For today’s generation, perhaps I ought to explain what an outside lavatory was. The terrace houses in Keighworth had backyards and outside toilets, the roofs of which spanned neighbours’ loos with a wall dividing them. The wall wasn’t very sound-proof, but the loos were cosy places, where you could read a comic in comfort, draught-proofed in winter with an oil lamp placed inside to stop the loo freezing up…but to my tale.

One evening, George placed his homemade firework on the loo roof and lit the fuse, jumping off the roof before the thing exploded. It was supposed to throw out a fountain of multi-coloured lights, which it did, but when they’d burned out to a chorus of ‘Ohs!’ and Ahs!’ from the onlookers, there was an almighty bang – and the loo roof was split in twain. Lucky, indeed, it was there was no one in the loo next door.

The roof was soon mended, but George never tried out his fireworks in the street again. He adjourned to the rugby field at the bottom of Garlic Lane and it was there he launched his rocket. The body of it was twice as thick as the firework he’d placed on the top of the loo: three tightly rolled magazines bound firmly together and packed full of chemicals.

Escorted by his brother and their pals, George proudly carried his rocket into the field where he intended using one of the goal-posts as a stabiliser for the rocket to shoot up. He tied it securely to the post and lit the rocket which was supposed to shoot into the air up the post; but again there was an almighty bang and the goal-post snapped, hanging at a crazy angle attached to its cross-bar, and the long-suffering Pedwar parents had to cough up for a new goal-post from the timber yard up the lane.

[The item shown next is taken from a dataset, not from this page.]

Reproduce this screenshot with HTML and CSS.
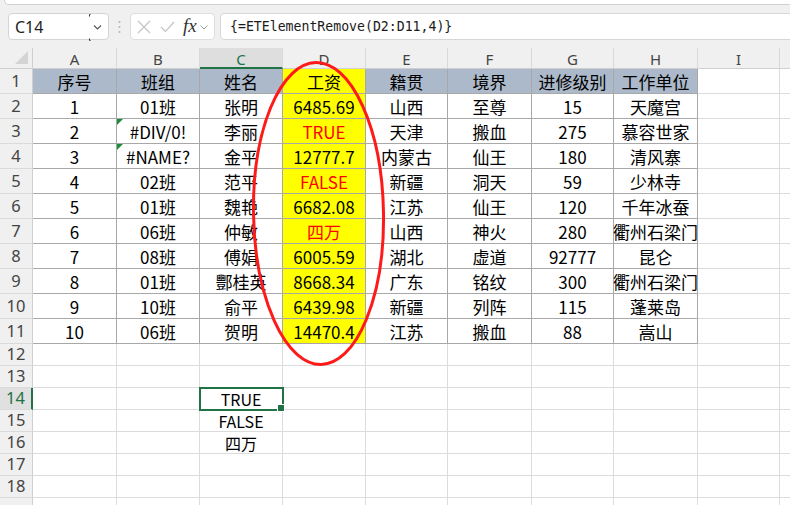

The brothers both did well at Keighworth Boys’ Grammar school as did their elder brother and their sister at the girls’ school. Their mother Belle – a saint if ever there was – worked till she was sixty to send all four to university and college. She was intensely proud of them in later life, not only because they graduated, but mainly, I suspect, because they’d done well enough to live in detached houses which had their loos indoors.